▶ **Data excerpt**:

—————

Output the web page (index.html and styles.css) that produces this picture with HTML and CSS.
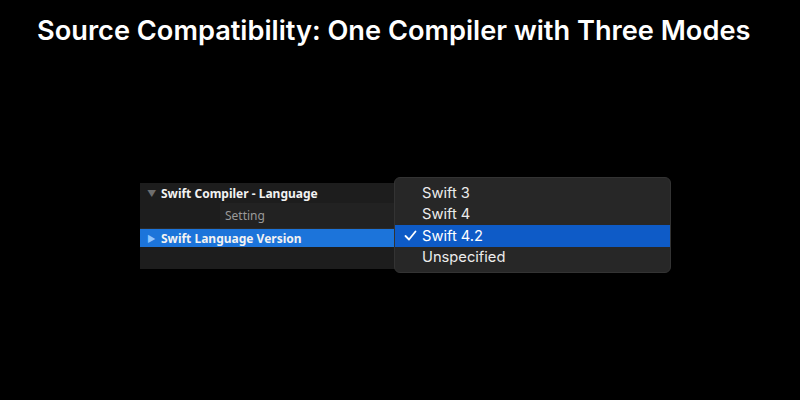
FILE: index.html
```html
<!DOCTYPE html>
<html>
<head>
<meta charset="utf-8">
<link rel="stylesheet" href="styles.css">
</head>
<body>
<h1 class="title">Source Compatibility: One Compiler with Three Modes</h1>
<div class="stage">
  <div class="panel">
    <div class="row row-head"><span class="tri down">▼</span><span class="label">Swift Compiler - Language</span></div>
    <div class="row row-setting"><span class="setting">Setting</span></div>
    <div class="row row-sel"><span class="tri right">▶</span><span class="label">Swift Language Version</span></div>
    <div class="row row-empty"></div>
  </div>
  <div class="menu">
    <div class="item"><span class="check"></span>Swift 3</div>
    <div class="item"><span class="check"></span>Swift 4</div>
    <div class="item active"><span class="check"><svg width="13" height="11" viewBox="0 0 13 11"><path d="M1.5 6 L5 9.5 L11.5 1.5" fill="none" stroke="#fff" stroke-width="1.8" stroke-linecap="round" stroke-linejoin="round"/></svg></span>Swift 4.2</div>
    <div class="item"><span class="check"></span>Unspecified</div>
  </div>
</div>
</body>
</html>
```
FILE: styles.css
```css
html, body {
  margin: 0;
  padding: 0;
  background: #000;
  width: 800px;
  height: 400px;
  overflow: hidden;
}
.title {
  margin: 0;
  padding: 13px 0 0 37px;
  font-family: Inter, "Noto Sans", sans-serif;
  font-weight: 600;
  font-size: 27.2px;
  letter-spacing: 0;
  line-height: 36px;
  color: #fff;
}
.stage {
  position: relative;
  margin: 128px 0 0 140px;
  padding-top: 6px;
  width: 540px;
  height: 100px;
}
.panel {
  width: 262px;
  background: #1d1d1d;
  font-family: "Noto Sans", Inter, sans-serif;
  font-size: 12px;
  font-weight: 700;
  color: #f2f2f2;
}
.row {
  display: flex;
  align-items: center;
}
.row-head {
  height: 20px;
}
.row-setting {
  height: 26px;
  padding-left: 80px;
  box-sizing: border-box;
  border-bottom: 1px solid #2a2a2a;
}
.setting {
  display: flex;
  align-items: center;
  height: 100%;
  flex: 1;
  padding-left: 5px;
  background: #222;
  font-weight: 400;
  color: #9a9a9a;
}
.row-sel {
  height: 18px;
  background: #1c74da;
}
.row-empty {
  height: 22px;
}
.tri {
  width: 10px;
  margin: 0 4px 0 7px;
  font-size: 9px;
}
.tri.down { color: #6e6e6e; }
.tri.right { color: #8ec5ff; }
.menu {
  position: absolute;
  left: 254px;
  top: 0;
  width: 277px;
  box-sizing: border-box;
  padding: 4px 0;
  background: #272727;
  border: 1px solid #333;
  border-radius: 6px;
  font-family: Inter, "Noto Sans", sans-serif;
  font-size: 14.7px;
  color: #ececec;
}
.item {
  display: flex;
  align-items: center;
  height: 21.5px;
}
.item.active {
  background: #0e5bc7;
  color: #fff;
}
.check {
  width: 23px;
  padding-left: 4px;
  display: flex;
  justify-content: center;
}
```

—————

▶ **Job**:
Copy out every line of the data that includes "with".

▶ **Task response**:
Output the web page (index.html and styles.css) that produces this picture with HTML and CSS.
<h1 class="title">Source Compatibility: One Compiler with Three Modes</h1>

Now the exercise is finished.